Cilantro Lime Rice and Bean Cakes

"Flavorful and crispy pan-fried cakes made from a blend of rice and black beans, seasoned with a hint of spice, and served with a zesty cilantro-lime crema. These savory cakes make a delightful vegetarian main or a hearty side dish."
Ingredients
All Steps
- 1
Rinse and drain the black beans thoroughly. In a large mixing bowl, mash the black beans roughly with a fork or potato masher, leaving some texture.
- 2
Add the cooked rice, finely diced onion, minced garlic, half of the chopped cilantro, cumin, chili powder, salt, and black pepper to the bowl with the mashed beans.

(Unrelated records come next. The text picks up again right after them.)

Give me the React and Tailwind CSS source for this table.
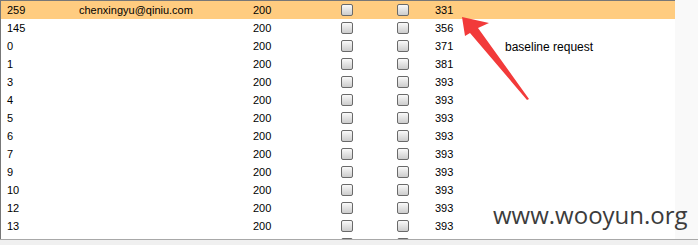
import React from 'react';

const ROWS = [
  { id: '259', user: 'chenxingyu@qiniu.com', status: '200', len: '331', active: true },
  { id: '145', user: '', status: '200', len: '356' },
  { id: '0', user: '', status: '200', len: '371' },
  { id: '1', user: '', status: '200', len: '381' },
  { id: '3', user: '', status: '200', len: '393' },
  { id: '4', user: '', status: '200', len: '393' },
  { id: '5', user: '', status: '200', len: '393' },
  { id: '6', user: '', status: '200', len: '393' },
  { id: '7', user: '', status: '200', len: '393' },
  { id: '9', user: '', status: '200', len: '393' },
  { id: '10', user: '', status: '200', len: '393' },
  { id: '12', user: '', status: '200', len: '393' },
  { id: '13', user: '', status: '200', len: '393' },
  { id: '', user: '', status: '', len: '' },
];

const Box = () => (
  <span className="block w-[12px] h-[12px] rounded-[2px] border border-[#6a6a6a] bg-linear-to-b from-[#fafafa] to-[#cccccc]" />
);

const App = () => {
  return (
    <div className="relative w-[698px] h-[245px] overflow-hidden bg-white font-['Liberation_Sans',Arial,sans-serif] text-[11px] text-black">
      <div className="flex h-[239px]">
        <div className="w-[675px] border-t border-l border-[#777777] overflow-hidden">
          {ROWS.map((r, i) => (
            <div key={i} className={`flex items-center h-[18px] ${r.active ? 'bg-[#ffcc80]' : ''}`}>
              <div className="w-[78px] pl-[6px]">{r.id}</div>
              <div className="w-[174px]">{r.user}</div>
              <div className="w-[88px]">{r.status}</div>
              <div className="w-[56px]"><Box /></div>
              <div className="w-[38px]"><Box /></div>
              <div>{r.len}</div>
            </div>
          ))}
        </div>
        <div className="flex-1 bg-[#f9f9f9]" />
      </div>
      <div className="h-[6px] border-t border-[#a8a8a8] bg-[#f0f0f0]" />

      {/* annotation */}
      <svg className="absolute left-0 top-0" width="698" height="245">
        <polygon
          points="462,17 489,23 478,28 529,99 527,100 470,33 465,36"
          fill="#f23a3a"
        />
      </svg>
      <div className="absolute left-[505px] top-[38px] text-[12px]">baseline request</div>

      {/* watermark */}
      <div className="absolute left-[493px] top-[199px] text-[24px] leading-[32px] text-[#3c3c3c] font-['Open_Sans',sans-serif]">
        www.wooyun.org
      </div>
    </div>
  );
};

export default App;
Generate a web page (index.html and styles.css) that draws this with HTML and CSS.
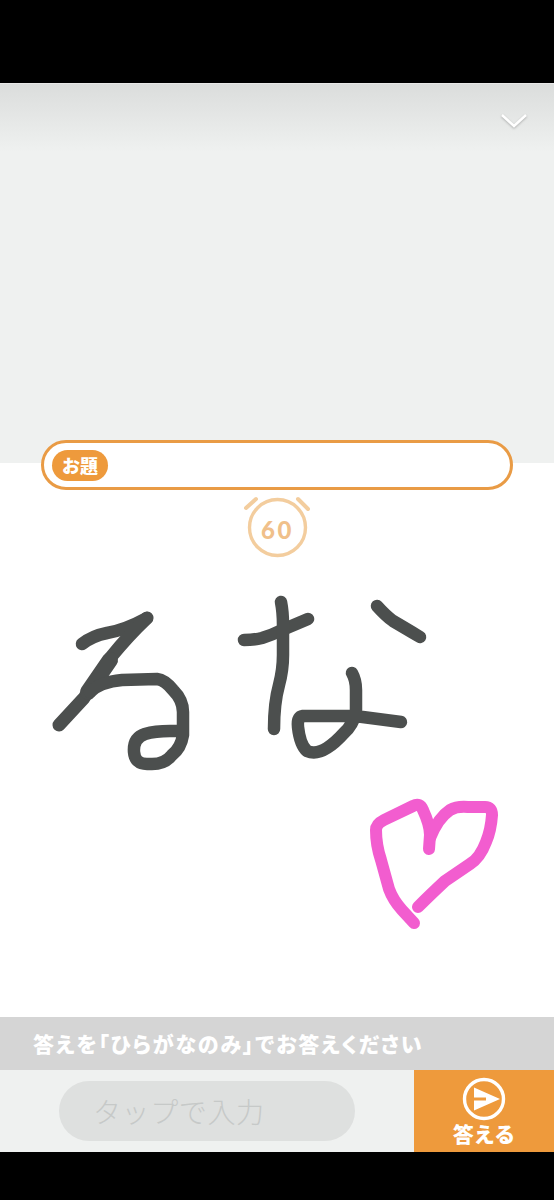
FILE: index.html
```html
<!DOCTYPE html>
<html lang="ja">
<head>
<meta charset="utf-8">
<title>お題</title>
<link rel="stylesheet" href="styles.css">
</head>
<body>
<div class="screen">
  <div class="black top-black"></div>
  <section class="panel">
    <svg class="chevron" viewBox="0 0 28 16" width="28" height="16"><path d="M2 2 L14 13 L26 2" fill="none" stroke="#fff" stroke-width="2.4"/></svg>
  </section>
  <main class="stage">
    <div class="question"><span class="tag">お題</span></div>
    <div class="timer">
      <svg class="clock" viewBox="0 0 70 64" width="70" height="64">
        <circle cx="35.5" cy="32.5" r="28" fill="none" stroke="#f3cd9e" stroke-width="3.4"/>
        <path d="M4 13 L14 4 M66 14 L56 4" stroke="#f3cd9e" stroke-width="4" stroke-linecap="round"/>
      </svg>
      <span class="count">60</span>
    </div>
    <svg class="canvas" viewBox="0 463 554 554" width="554" height="554">
      <g class="ink">
        <path d="M82 644 Q92 636 107 633 Q125 630 147 618"/>
        <path d="M147 618 Q128 636 111 657 Q96 678 84 698 L59 725" class="thick"/>
        <path d="M110 660 L88 692" class="wedge"/>
        <path d="M90 692 Q100 682 122 680 L157 679 Q165 680 173 690 Q183 700 183 712 L183 735 Q181 748 172 755 Q165 764 152 764 L147 764 Q135 764 134 752 Q133 738 145 734 Q155 731 170 731 L182 731"/>
        <path d="M244 640 Q254 640 262 638 Q272 635 282 630 L308 619"/>
        <path d="M281 602 Q283 612 283 625 L283 655 Q283 670 279 685 Q274 703 274 729"/>
        <path d="M377 606 Q386 616 393 621 Q405 628 420 637"/>
        <path d="M352 673 Q356 680 356 690 L356 712 Q353 725 344 733 Q335 743 327 748 Q316 755 307 751 Q300 745 298 727 Q297 717 303 716 L355 716 L401 722"/>
      </g>
      <g class="heart">
        <path d="M414 923 L402 910 Q393 900 389 889 L381 860 Q376 845 376 830 Q376 824 384 820 L413 806 Q420 802 423 810 Q430 825 430 835 L429 849"/>
        <path d="M430 838 Q438 818 450 810 Q457 806 468 807 L485 807 Q492 807 492 815 Q491 830 486 842 Q480 858 470 864 L445 881 Q430 895 418 907"/>
      </g>
    </svg>
  </main>
  <div class="hint">答えを「ひらがなのみ」でお答えください</div>
  <div class="answer-row">
    <div class="input-wrap"><div class="input">タップで入力</div></div>
    <button class="answer">
      <svg viewBox="0 0 44 44" width="44" height="44"><circle cx="22" cy="22" r="19.5" fill="none" stroke="#fff" stroke-width="3.4"/><path d="M12 10.5 L38 22 L12 33.5 L12 23.5 L24 23.5 L24 20.5 L12 20.5 Z" fill="#fff"/></svg>
      <span>答える</span>
    </button>
  </div>
  <div class="black bottom-black"></div>
</div>
</body>
</html>
```

FILE: styles.css
```css
* { box-sizing: border-box; }
html, body { margin: 0; padding: 0; }
body { font-family: "Noto Sans CJK JP", "Noto Sans", sans-serif; background: #000; }
.screen { width: 554px; height: 1200px; display: flex; flex-direction: column; overflow: hidden; }
.black { background: #000; flex: none; }
.top-black { height: 83px; }
.bottom-black { height: 48px; }
.panel { position: relative; height: 380px; flex: none; background: linear-gradient(#dbdddc 0, #eff1f0 68px); border-top: 1px solid #e8e8e8; }
.chevron { position: absolute; left: 500px; top: 29px; filter: drop-shadow(0 1px 1px rgba(0,0,0,.25)); }
.stage { position: relative; flex: 1; background: #fff; display: flex; flex-direction: column; align-items: center; }
.question { position: relative; z-index: 1; width: 472px; height: 50px; margin-top: -23px; border: 3px solid #e99b45; border-radius: 25px; background: #fff; padding: 7px 8px; display: flex; align-items: center; }
.tag { width: 56px; height: 31px; border-radius: 16px; background: #ee9a3c; color: #fff; font-size: 18px; font-weight: 900; display: flex; align-items: center; justify-content: center; line-height: 1; }
.timer { position: relative; width: 70px; height: 64px; margin-top: 5px; z-index: 1; }
.clock { display: block; }
.count { position: absolute; left: 1px; right: 0; top: 22px; text-align: center; font-family: "Lato", sans-serif; font-size: 24px; line-height: 26px; font-weight: 900; letter-spacing: 2.5px; color: #f0c08a; }
.canvas { position: absolute; left: 0; top: 0; }
.ink path, .heart path { fill: none; stroke-linecap: round; stroke-linejoin: round; }
.ink path { stroke: #4c4f4e; stroke-width: 12.5; }
.ink path.thick { stroke-width: 13; }
.ink path.wedge { stroke-width: 16; }
.heart path { stroke: #f25dcf; stroke-width: 12; }
.hint { height: 53px; flex: none; background: #d5d5d5; color: #fff; font-size: 21px; font-weight: 900; font-feature-settings: "palt"; letter-spacing: 1.85px; padding-left: 33px; display: flex; align-items: center; line-height: 1; }
.answer-row { height: 82px; flex: none; display: flex; background: #eff1f0; }
.input-wrap { flex: 1; padding: 11px 59px; }
.input { height: 60px; border-radius: 30px; background: #dee0df; color: #c6c9c8; font-size: 28px; font-weight: 300; letter-spacing: .6px; padding-left: 34px; display: flex; align-items: center; line-height: 1; }
.answer { width: 140px; flex: none; border: 0; padding: 7px 0 0; background: #ee9a3c; color: #fff; font-family: inherit; font-size: 21px; font-weight: 900; line-height: 1; display: flex; flex-direction: column; align-items: center; gap: 2px; }
.answer svg { display: block; }
```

Mix well until all ingredients are evenly combined.
- 3
Stir in the Panko breadcrumbs. The mixture should be firm enough to form into patties. If it feels too wet, add a tablespoon or two more breadcrumbs until it reaches the desired consistency.
- 4
Form the mixture into 4-6 small cakes or patties, about 1-inch thick.
- 5
Heat 1 tablespoon of olive oil in a large non-stick skillet over medium heat. Carefully place the cakes into the hot skillet (do not overcrowd) and cook for 4-5 minutes per side, or until golden brown and crispy. Add the remaining olive oil for the second batch of cakes, if necessary.
- 6
While the cakes are cooking, prepare the cilantro-lime crema: In a small bowl, combine the sour cream (or Greek yogurt), the remaining chopped cilantro, lime juice, and lime zest. Stir until smooth and season with a pinch of salt to taste.
- 7
Serve the hot Cilantro Lime Rice and Bean Cakes immediately, topped with a generous dollop of the fresh cilantro-lime crema.